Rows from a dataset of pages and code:
----

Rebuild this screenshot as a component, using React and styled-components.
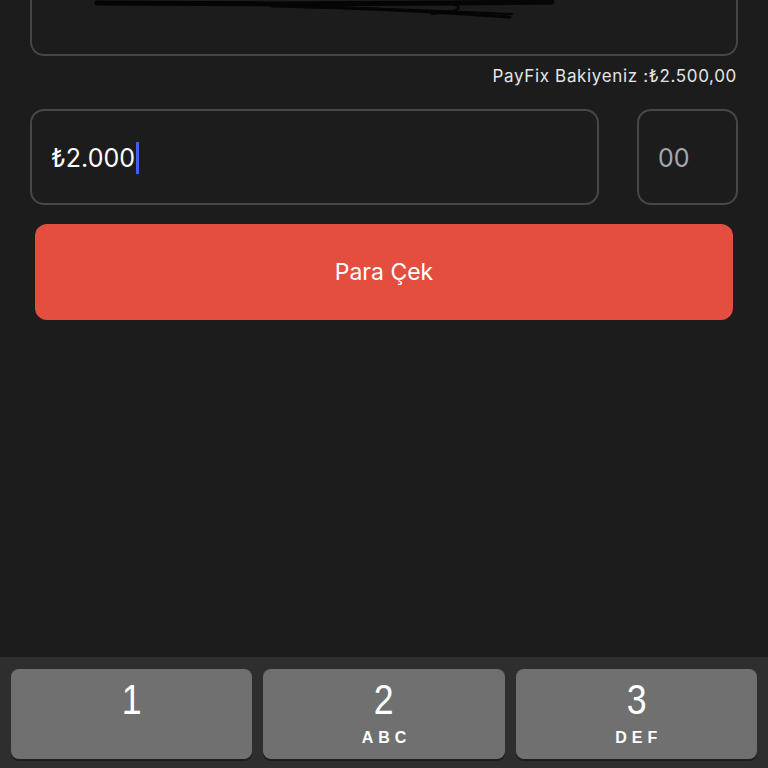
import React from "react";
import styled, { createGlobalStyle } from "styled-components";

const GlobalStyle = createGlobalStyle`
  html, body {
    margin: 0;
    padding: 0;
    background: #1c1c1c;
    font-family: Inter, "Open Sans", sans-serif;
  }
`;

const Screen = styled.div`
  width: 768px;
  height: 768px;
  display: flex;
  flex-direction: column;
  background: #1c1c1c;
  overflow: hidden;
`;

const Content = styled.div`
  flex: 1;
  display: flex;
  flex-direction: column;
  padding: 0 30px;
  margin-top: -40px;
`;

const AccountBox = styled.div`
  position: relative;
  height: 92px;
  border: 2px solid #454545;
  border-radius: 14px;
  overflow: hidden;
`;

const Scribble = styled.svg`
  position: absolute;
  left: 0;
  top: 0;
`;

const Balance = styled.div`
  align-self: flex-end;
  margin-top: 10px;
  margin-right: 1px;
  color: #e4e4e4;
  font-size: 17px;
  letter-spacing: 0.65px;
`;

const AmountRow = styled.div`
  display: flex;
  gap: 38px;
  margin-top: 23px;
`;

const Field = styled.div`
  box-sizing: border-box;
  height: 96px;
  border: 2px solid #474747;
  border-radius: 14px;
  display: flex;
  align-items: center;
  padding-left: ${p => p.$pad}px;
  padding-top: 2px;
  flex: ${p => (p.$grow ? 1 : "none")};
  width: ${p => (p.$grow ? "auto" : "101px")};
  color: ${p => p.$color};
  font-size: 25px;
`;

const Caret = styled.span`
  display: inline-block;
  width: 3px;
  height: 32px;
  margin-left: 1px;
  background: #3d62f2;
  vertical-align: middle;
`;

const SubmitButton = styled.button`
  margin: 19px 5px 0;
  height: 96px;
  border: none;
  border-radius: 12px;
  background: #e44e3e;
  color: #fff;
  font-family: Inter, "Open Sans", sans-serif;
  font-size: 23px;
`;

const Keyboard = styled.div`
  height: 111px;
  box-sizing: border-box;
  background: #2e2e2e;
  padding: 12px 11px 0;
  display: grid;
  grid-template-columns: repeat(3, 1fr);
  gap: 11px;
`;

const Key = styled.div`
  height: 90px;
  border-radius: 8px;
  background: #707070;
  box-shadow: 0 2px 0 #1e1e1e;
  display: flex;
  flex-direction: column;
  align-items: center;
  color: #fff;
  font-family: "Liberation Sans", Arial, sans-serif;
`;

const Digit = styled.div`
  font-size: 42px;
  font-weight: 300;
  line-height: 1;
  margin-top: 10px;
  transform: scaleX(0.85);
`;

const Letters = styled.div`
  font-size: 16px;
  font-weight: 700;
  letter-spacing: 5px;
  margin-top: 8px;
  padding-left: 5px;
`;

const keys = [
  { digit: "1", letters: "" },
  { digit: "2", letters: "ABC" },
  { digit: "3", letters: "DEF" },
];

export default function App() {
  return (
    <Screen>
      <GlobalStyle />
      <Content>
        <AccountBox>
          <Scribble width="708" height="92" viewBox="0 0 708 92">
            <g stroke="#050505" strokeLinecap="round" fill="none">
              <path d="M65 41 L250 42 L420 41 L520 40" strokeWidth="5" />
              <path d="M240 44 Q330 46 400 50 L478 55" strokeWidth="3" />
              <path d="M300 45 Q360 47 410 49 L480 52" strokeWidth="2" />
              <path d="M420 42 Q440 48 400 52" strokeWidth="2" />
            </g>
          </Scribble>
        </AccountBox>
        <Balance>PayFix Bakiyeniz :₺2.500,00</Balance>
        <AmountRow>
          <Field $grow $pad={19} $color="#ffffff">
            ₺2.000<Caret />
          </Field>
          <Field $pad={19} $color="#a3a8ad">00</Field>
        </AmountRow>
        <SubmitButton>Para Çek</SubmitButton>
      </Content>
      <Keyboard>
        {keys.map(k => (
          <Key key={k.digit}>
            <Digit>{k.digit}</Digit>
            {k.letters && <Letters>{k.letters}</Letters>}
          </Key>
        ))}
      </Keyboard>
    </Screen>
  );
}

----

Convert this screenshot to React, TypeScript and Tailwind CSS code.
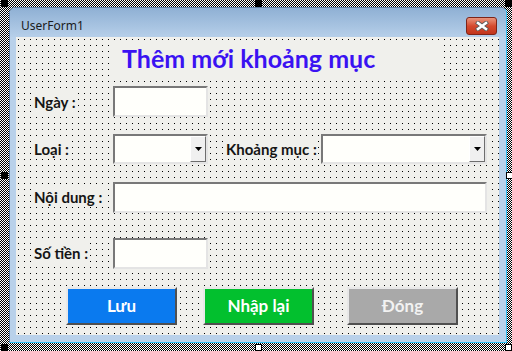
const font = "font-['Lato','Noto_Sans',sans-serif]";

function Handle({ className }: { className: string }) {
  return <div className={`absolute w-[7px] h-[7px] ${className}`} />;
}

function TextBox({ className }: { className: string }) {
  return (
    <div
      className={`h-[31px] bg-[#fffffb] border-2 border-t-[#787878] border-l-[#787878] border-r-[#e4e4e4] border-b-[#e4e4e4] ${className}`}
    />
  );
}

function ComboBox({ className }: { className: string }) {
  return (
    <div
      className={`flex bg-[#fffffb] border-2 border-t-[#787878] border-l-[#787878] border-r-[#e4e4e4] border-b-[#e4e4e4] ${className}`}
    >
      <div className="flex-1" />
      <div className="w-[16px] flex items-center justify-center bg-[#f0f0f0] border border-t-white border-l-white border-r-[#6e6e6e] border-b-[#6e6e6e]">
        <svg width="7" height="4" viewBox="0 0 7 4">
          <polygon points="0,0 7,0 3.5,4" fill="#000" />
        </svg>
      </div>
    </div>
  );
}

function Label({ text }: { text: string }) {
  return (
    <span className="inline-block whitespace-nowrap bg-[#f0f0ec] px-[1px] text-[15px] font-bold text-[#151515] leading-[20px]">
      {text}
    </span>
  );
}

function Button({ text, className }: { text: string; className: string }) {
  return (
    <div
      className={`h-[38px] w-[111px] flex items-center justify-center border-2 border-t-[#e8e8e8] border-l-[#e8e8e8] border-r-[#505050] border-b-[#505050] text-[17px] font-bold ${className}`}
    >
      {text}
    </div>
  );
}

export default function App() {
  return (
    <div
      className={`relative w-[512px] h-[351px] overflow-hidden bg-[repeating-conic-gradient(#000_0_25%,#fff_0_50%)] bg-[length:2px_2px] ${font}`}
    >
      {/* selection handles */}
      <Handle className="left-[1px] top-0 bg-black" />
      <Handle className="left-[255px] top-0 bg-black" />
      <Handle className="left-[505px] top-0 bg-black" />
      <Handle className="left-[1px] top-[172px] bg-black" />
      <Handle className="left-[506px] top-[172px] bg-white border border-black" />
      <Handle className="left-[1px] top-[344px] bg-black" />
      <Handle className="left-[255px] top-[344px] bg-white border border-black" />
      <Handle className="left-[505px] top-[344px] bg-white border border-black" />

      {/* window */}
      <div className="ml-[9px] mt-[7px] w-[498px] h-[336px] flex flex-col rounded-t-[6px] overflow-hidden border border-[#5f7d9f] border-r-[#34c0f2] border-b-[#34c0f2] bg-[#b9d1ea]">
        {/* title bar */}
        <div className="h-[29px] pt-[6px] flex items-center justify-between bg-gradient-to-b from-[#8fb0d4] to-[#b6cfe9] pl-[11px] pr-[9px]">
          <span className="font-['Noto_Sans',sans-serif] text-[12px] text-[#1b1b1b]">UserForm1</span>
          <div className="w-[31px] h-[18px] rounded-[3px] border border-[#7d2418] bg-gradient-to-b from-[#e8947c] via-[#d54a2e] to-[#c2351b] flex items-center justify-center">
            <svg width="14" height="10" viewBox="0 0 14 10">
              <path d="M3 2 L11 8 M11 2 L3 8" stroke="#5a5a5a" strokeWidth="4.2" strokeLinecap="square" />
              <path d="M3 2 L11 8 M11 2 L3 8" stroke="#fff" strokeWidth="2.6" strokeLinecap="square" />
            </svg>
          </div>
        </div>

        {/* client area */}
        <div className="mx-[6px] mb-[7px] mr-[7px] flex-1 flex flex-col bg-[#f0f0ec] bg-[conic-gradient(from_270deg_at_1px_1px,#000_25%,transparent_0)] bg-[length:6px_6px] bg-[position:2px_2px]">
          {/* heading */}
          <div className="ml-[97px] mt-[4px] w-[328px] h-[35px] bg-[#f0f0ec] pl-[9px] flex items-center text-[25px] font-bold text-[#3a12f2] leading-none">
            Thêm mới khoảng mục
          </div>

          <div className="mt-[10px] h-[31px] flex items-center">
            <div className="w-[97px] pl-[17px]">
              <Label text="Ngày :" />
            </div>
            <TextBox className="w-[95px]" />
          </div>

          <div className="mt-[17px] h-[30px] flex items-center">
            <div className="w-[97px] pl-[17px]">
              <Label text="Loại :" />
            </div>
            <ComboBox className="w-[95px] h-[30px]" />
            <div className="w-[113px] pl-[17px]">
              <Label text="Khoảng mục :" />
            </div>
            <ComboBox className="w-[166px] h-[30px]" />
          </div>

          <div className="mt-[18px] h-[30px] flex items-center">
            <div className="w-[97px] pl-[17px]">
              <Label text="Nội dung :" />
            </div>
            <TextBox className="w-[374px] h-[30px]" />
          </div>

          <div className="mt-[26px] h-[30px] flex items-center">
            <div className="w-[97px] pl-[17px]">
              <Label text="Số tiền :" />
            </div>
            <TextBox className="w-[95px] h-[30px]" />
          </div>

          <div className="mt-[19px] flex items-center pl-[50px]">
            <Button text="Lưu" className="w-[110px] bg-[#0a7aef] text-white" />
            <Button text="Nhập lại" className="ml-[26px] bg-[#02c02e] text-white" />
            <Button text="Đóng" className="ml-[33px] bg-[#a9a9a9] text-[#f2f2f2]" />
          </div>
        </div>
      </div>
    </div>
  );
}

----

From the entries above, extract each line containing "screenshot".

Rebuild this screenshot as a component, using React and styled-components.
Convert this screenshot to React, TypeScript and Tailwind CSS code.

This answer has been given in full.